# Start of DATASET CONTENT

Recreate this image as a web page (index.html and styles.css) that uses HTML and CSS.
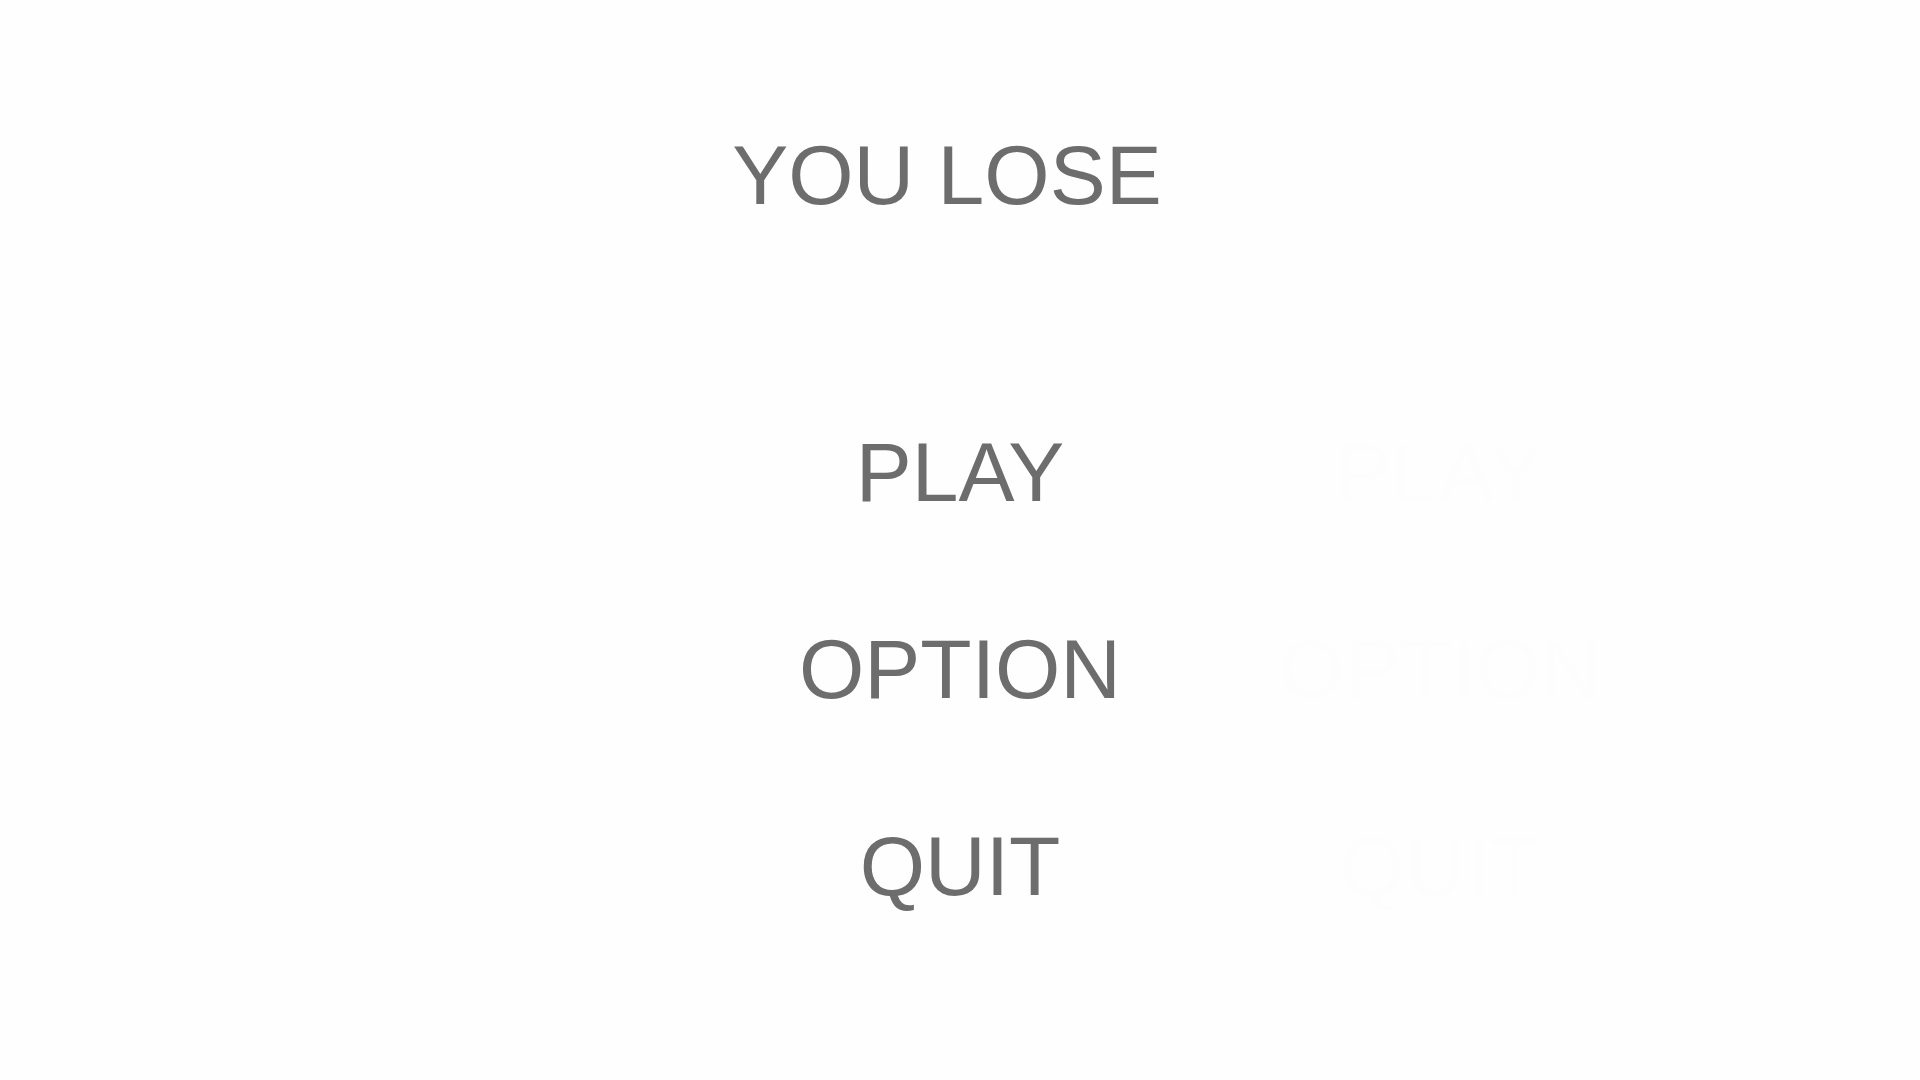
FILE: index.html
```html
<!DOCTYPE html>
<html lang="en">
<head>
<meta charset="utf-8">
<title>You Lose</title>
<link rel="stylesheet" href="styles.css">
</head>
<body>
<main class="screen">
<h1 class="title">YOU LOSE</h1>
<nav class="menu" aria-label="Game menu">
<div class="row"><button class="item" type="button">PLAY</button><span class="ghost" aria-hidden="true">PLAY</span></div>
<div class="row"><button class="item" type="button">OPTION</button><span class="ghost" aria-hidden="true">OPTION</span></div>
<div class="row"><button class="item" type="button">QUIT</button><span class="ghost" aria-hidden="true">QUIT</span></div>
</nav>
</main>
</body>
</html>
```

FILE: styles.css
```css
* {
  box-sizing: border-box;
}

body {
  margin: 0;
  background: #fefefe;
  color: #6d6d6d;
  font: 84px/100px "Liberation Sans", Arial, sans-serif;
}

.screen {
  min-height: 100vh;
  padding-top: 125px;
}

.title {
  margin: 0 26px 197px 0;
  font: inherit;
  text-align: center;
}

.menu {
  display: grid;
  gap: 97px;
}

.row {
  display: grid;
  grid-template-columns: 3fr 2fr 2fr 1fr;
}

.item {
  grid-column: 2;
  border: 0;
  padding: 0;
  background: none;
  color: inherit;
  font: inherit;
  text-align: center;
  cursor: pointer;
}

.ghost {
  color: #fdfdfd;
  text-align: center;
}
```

# End of DATASET CONTENT
# Start of DATASET CONTENT

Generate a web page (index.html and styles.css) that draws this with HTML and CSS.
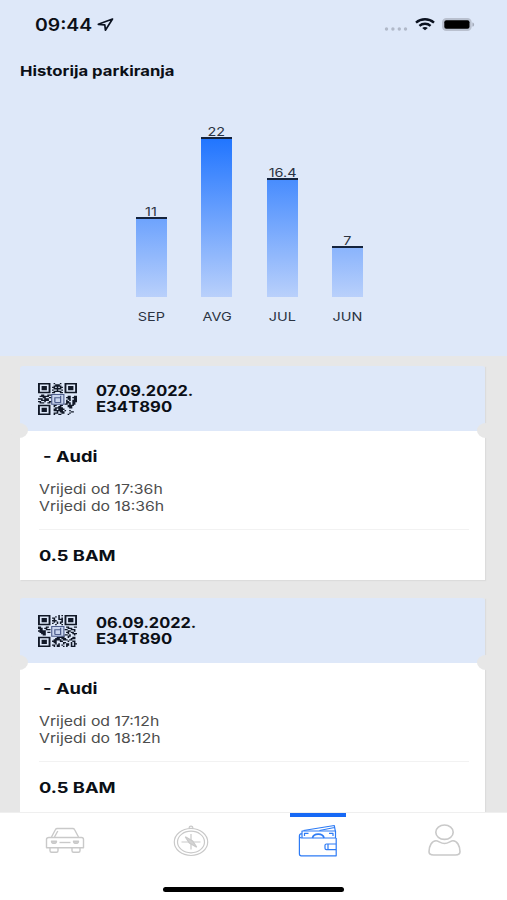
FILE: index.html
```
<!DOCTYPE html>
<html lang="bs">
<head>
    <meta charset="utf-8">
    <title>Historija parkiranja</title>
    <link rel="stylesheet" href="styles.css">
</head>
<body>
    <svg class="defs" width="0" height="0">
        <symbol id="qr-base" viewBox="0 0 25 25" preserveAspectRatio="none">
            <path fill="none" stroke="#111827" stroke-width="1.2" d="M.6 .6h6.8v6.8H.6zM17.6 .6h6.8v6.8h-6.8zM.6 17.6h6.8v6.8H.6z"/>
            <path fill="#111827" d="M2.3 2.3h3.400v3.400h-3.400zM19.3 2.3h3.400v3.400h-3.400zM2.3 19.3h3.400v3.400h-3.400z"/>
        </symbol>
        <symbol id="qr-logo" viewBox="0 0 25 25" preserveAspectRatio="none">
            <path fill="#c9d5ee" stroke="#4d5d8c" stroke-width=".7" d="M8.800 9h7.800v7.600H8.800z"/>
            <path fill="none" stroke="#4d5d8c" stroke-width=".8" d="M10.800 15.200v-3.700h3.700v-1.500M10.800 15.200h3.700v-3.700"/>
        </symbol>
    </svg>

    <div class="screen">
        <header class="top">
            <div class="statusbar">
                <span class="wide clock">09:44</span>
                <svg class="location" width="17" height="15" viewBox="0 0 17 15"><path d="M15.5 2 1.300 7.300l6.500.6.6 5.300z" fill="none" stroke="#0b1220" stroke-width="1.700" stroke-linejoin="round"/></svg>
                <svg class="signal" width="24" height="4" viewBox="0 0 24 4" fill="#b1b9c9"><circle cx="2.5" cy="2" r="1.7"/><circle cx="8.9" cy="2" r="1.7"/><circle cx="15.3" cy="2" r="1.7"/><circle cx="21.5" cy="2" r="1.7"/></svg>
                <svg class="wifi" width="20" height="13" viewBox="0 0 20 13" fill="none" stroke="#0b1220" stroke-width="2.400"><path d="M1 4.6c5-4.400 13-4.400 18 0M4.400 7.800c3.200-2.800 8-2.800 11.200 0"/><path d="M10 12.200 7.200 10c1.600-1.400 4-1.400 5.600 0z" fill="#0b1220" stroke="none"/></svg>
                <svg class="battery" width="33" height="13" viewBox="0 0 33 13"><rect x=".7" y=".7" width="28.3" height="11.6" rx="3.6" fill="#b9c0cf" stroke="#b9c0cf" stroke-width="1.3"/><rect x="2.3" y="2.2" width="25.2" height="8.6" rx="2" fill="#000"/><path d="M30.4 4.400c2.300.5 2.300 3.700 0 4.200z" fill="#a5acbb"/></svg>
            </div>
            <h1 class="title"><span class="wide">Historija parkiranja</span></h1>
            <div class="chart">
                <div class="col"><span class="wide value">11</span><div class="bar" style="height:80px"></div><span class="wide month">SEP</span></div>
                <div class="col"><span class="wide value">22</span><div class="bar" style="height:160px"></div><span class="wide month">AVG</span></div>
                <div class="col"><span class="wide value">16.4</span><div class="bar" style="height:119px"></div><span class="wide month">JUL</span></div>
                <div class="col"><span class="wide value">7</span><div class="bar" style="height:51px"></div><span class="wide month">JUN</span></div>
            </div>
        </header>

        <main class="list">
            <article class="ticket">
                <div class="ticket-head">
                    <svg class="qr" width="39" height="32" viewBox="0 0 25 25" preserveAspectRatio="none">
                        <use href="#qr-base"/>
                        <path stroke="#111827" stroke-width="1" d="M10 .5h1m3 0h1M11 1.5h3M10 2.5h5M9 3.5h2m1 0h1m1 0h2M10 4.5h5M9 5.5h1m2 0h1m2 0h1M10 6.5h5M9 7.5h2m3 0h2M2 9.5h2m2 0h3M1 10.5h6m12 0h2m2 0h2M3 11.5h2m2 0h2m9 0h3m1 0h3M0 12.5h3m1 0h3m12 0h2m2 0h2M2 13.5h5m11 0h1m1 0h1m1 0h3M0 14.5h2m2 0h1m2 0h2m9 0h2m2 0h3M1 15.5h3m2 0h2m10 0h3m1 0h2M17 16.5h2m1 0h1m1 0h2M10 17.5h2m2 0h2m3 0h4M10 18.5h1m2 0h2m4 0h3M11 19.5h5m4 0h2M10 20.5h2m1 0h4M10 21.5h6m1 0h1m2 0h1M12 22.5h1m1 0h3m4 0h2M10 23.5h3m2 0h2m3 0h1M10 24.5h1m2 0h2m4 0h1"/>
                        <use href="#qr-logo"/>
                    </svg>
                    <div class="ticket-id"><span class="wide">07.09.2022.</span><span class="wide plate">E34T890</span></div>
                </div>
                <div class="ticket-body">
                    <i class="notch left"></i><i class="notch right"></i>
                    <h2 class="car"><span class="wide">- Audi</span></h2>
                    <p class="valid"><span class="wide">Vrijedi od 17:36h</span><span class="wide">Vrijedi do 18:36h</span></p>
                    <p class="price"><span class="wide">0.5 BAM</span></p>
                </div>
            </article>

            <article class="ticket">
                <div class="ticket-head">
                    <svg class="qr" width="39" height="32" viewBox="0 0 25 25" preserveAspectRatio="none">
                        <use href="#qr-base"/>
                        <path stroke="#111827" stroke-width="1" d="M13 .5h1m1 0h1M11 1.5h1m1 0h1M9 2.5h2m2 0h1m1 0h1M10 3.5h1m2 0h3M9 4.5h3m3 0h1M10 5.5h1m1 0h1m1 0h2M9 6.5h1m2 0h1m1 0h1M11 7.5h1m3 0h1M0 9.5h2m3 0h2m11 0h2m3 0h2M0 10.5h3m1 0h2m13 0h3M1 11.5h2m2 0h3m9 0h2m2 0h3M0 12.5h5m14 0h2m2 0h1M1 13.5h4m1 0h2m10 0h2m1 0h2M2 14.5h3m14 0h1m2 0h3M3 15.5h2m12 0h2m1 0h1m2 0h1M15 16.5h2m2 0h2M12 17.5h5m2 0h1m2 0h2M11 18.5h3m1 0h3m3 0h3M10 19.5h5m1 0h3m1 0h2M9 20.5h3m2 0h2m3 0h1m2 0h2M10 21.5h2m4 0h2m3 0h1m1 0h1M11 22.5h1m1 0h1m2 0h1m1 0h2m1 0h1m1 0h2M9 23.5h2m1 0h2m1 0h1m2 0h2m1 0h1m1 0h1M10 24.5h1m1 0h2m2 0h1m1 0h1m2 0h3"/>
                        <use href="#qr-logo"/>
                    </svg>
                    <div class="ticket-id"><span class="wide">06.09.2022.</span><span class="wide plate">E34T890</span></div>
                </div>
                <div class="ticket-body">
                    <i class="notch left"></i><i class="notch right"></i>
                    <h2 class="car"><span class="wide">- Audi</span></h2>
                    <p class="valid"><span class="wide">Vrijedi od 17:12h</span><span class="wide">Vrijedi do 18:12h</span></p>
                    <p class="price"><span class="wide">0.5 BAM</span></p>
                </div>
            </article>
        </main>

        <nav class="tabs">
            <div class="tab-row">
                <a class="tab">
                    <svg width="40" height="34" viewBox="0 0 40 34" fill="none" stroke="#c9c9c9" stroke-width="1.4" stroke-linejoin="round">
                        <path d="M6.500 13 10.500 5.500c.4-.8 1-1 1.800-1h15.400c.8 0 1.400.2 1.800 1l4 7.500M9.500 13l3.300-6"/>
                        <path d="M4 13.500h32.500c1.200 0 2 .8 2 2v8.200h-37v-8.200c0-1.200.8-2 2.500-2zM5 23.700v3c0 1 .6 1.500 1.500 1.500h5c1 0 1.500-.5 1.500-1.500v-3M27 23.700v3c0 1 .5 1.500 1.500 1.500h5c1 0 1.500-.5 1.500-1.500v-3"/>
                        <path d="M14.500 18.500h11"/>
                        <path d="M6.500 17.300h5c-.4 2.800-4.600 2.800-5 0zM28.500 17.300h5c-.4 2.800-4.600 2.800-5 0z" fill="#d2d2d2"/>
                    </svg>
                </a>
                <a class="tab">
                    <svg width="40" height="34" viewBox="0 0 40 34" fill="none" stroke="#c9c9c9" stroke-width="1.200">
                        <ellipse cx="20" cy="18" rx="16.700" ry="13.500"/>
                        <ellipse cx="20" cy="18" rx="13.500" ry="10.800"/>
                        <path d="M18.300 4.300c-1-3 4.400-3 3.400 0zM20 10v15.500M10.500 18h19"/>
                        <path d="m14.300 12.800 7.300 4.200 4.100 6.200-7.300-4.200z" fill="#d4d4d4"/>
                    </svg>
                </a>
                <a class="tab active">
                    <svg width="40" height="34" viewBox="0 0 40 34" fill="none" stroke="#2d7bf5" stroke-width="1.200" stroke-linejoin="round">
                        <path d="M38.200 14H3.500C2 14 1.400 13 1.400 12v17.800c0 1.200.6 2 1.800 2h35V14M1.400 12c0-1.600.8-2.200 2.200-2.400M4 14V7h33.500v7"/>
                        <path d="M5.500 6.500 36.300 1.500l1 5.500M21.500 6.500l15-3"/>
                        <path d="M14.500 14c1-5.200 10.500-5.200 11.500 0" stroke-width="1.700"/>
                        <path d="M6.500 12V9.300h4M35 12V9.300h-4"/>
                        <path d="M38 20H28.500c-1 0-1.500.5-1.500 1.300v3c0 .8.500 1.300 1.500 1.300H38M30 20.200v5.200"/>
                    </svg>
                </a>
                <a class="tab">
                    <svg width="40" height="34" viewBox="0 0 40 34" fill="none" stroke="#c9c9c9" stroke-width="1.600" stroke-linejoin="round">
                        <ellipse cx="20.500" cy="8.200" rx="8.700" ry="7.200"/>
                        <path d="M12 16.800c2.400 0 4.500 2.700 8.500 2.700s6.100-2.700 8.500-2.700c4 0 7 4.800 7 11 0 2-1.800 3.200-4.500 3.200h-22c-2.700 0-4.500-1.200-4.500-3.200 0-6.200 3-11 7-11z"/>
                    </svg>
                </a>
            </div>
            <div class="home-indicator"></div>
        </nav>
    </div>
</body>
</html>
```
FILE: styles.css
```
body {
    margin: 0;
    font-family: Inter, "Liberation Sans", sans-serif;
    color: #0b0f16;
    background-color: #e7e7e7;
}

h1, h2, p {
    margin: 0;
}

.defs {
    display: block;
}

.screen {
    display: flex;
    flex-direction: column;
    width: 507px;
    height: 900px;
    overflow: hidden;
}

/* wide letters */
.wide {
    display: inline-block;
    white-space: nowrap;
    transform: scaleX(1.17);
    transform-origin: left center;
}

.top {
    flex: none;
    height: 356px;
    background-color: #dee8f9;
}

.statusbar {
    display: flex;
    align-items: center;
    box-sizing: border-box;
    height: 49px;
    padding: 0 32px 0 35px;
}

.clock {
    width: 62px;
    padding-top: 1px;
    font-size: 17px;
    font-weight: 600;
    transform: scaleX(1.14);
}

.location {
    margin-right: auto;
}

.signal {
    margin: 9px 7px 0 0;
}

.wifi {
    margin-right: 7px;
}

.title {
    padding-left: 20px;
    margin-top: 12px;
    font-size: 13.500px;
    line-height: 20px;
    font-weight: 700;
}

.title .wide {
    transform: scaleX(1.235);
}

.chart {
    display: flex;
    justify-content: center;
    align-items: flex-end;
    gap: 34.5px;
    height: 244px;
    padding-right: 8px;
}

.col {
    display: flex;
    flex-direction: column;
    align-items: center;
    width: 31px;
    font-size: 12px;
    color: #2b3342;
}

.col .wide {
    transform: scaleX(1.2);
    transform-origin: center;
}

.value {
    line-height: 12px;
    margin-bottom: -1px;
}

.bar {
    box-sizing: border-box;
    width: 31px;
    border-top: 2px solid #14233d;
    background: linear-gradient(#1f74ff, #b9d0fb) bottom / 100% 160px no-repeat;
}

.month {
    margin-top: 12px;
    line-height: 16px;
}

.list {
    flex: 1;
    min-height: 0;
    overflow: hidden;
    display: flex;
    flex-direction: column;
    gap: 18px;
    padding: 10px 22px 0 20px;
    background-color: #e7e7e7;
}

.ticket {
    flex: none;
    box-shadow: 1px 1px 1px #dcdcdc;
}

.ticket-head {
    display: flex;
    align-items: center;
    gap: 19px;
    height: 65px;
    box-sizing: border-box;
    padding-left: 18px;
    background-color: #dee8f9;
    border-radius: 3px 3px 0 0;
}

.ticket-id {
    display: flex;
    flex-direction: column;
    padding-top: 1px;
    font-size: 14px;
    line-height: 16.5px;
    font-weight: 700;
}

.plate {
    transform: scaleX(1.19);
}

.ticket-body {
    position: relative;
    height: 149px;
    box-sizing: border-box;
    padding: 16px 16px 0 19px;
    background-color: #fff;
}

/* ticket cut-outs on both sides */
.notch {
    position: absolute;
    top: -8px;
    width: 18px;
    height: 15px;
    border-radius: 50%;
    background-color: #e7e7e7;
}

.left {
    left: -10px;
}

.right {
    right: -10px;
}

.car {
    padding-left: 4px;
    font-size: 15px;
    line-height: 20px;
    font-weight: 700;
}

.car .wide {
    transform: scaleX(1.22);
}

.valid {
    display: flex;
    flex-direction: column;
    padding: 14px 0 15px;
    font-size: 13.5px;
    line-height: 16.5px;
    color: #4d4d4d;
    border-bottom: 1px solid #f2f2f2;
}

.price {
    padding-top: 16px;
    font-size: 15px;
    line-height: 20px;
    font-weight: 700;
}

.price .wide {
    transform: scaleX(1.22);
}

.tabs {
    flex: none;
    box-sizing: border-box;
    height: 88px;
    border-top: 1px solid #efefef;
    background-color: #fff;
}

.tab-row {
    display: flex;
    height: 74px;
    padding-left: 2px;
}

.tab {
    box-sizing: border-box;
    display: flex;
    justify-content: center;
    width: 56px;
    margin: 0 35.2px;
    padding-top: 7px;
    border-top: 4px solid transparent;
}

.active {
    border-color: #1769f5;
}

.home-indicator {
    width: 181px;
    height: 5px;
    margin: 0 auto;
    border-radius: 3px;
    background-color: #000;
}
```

# End of DATASET CONTENT

§ WHAT IS NEEDED: Look over the listing above. Pick out and copy every line that includes "this".

§ FINISHED TASK:
Recreate this image as a web page (index.html and styles.css) that uses HTML and CSS.
Generate a web page (index.html and styles.css) that draws this with HTML and CSS.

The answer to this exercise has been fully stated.